Exclusive Interview: Josh Butler
Young Josh Butler was one of the first contributors to Deep House Amsterdam’s mixtape series and now, a few years later, he’s back with us to take part in an exclusive interview. We bumped into Josh backstage (with his pal Bontan) at DC10’s opening party at the beginning of the Ibiza season a few weeks ago, where it was actually his first time at the world famous club. After a brief chat we decided to catch up again once we had some more time, and so here’s the result of a conversation we had just recently…
What have you been up to lately?
Just ploughing on really; making lots of music, playing lots of gigs. I’m going back to Ibiza next week, which I’m buzzing for. I can’t wait man!
Yeah, you played at Tribal Sessions the other week, how was that?
It was wicked. I played the Spektrum and, as soon as the doors opened, it was full within a minute. I couldn’t have asked for much more. The sound system’s f****** great in there too man.
So, let’s get into your career because you’re not doing too badly for yourself at the moment.

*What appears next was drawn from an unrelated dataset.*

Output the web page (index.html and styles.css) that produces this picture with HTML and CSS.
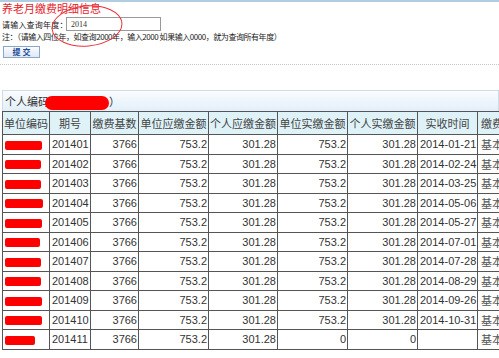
FILE: index.html
```html
<!DOCTYPE html>
<html lang="zh-CN">

<head>
    <meta charset="UTF-8">
    <title>养老月缴费明细信息</title>
    <link rel="stylesheet" href="styles.css">
</head>

<body>
    <div class="page">
        <div class="query">
            <h1 class="title">养老月缴费明细信息</h1>
            <div class="field">
                <label for="year">请输入查询年度：</label>
                <input type="text" id="year" value="2014">
            </div>
            <p class="note">注：（请输入四位年，如查询2000年，输入2000 如果输入0000，就为查询所有年度）</p>
            <button type="button" class="submit">提 交</button>
            <svg class="circle" width="80" height="48" viewBox="0 0 80 48">
                <ellipse cx="37" cy="22" rx="35" ry="20" fill="none" stroke="#e8333a" stroke-width="1" transform="rotate(-5 37 22)"/>
            </svg>
        </div>

        <div class="divider"></div>

        <div class="panel">
            <div class="panel-head">个人编码<span class="blot wide"></span>）</div>
            <table class="detail">
                <colgroup>
                    <col style="width:47px">
                    <col style="width:41px">
                    <col style="width:48px">
                    <col style="width:70px">
                    <col style="width:69px">
                    <col style="width:70px">
                    <col style="width:70px">
                    <col style="width:60px">
                    <col style="width:60px">
                </colgroup>
                <thead>
                    <tr>
                        <th>单位编码</th>
                        <th>期号</th>
                        <th>缴费基数</th>
                        <th>单位应缴金额</th>
                        <th>个人应缴金额</th>
                        <th>单位实缴金额</th>
                        <th>个人实缴金额</th>
                        <th>实收时间</th>
                        <th class="left">缴费类型</th>
                    </tr>
                </thead>
                <tbody id="rows"></tbody>
            </table>
        </div>
    </div>

    <script>
        const dates = ['2014-01-21', '2014-02-24', '2014-03-25', '2014-05-06', '2014-05-27',
            '2014-07-01', '2014-07-28', '2014-08-29', '2014-09-26', '2014-10-31', ''];
        const blots = [37, 36, 36, 38, 37, 35, 36, 36, 37, 37, 30];
        const tbody = document.getElementById('rows');

        dates.forEach((date, i) => {
            const last = i === dates.length - 1;
            const tr = document.createElement('tr');
            tr.innerHTML =
                '<td class="code"><span class="blot" style="width:' + blots[i] + 'px"></span></td>' +
                '<td>2014' + String(i + 1).padStart(2, '0') + '</td>' +
                '<td class="num">3766</td>' +
                '<td class="num">753.2</td>' +
                '<td class="num">301.28</td>' +
                '<td class="num">' + (last ? '0' : '753.2') + '</td>' +
                '<td class="num">' + (last ? '0' : '301.28') + '</td>' +
                '<td>' + date + '</td>' +
                '<td class="type">基本缴费</td>';
            tbody.appendChild(tr);
        });
    </script>
</body>

</html>
```

FILE: styles.css
```css
html,
body {
    margin: 0;
    padding: 0;
    background: #fff;
    overflow: hidden;
}

.page {
    width: 499px;
    height: 358px;
    overflow: hidden;
    border-top: 2px solid #b3cde0;
    box-sizing: border-box;
    font-family: "Noto Sans CJK SC", "Liberation Sans", sans-serif;
    color: #222;
}

.query {
    position: relative;
    padding: 0 2px;
}

.title {
    margin: 0;
    height: 13px;
    font-size: 11px;
    line-height: 13px;
    font-weight: normal;
    color: #e8222a;
}

.field {
    display: flex;
    align-items: center;
    margin-top: 2px;
    height: 14px;
    font-size: 8px;
}

.field label {
    width: 64px;
    white-space: nowrap;
    letter-spacing: 0.2px;
}

.field input {
    width: 95px;
    height: 14px;
    padding: 0 4px;
    margin: 0;
    border: 1px solid #999;
    box-sizing: border-box;
    font-family: "Liberation Serif", serif;
    font-size: 8px;
    color: #333;
}

.note {
    margin: 1px 0 0;
    font-size: 8px;
    line-height: 10px;
    white-space: nowrap;
    letter-spacing: -0.45px;
    color: #222;
}

.submit {
    display: block;
    margin: 4px 0 0 1px;
    width: 37px;
    height: 12px;
    padding: 0;
    font-family: "Noto Sans CJK SC", sans-serif;
    font-size: 8px;
    line-height: 10px;
    font-weight: bold;
    color: #1e4e9a;
    background: linear-gradient(#fafcff, #dfe8f3);
    border: 1px solid #8aa6c8;
}

.circle {
    position: absolute;
    left: 50px;
    top: 2px;
}

.divider {
    margin-top: 6px;
    border-top: 1px dotted #c8c8c8;
}

.panel {
    margin: 25px 0 0 2px;
}

.panel-head {
    height: 20px;
    line-height: 20px;
    padding-left: 2px;
    font-size: 11px;
    color: #333;
    border: 1px solid #cfdbe5;
    border-bottom: none;
    background: linear-gradient(#f9fcfe, #e2eff9);
    white-space: nowrap;
}

.blot {
    display: inline-block;
    width: 36px;
    height: 9px;
    background: #ff0000;
    border-radius: 2px;
    vertical-align: middle;
}

.blot.wide {
    width: 64px;
    height: 14px;
    margin-left: -4px;
    border-radius: 8px;
}

.detail {
    border-collapse: collapse;
    table-layout: fixed;
    width: 535px;
    font-family: "Liberation Sans", sans-serif;
    font-size: 11px;
    color: #333;
}

.detail th,
.detail td {
    border: 1px solid #555;
    padding: 0 1px;
    white-space: nowrap;
    overflow: hidden;
}

.detail th {
    height: 22px;
    font-family: "Noto Sans CJK SC", sans-serif;
    font-size: 11px;
    font-weight: normal;
    color: #444;
    background: #def2f8;
    text-align: center;
}

.detail th.left {
    text-align: left;
    padding-left: 3px;
}

.detail td {
    height: 18.5px;
    line-height: 18px;
    padding-left: 2px;
}

.detail td.num {
    text-align: right;
    padding-right: 1px;
}

.detail td.code {
    padding-left: 2px;
}

.detail td.type {
    padding-left: 3px;
    font-family: "Noto Sans CJK SC", sans-serif;
    font-size: 11px;
    color: #555;
}
```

When did you start to feel like you were getting somewhere with your music?
Probably about three or four years ago. I had a release on Luke Pompey’s label, Love Not Money, and that was one of my first big(ish) releases. Then I started working with Darius Syrossian on a few things, we had a track on OFF Recordings [Metal]. That was the time when I started to think, ‘I can make something of this’. Things were going to plan. After that was the ‘Got A Feeling’ release… but, I’d been producing for years up until that point. I’ve been making music for about 12 years I think..
Yeah, I think you said that the other night at DC10. I always think, for everyone who’s doing well, there must be so many other people who just aren’t getting anywhere.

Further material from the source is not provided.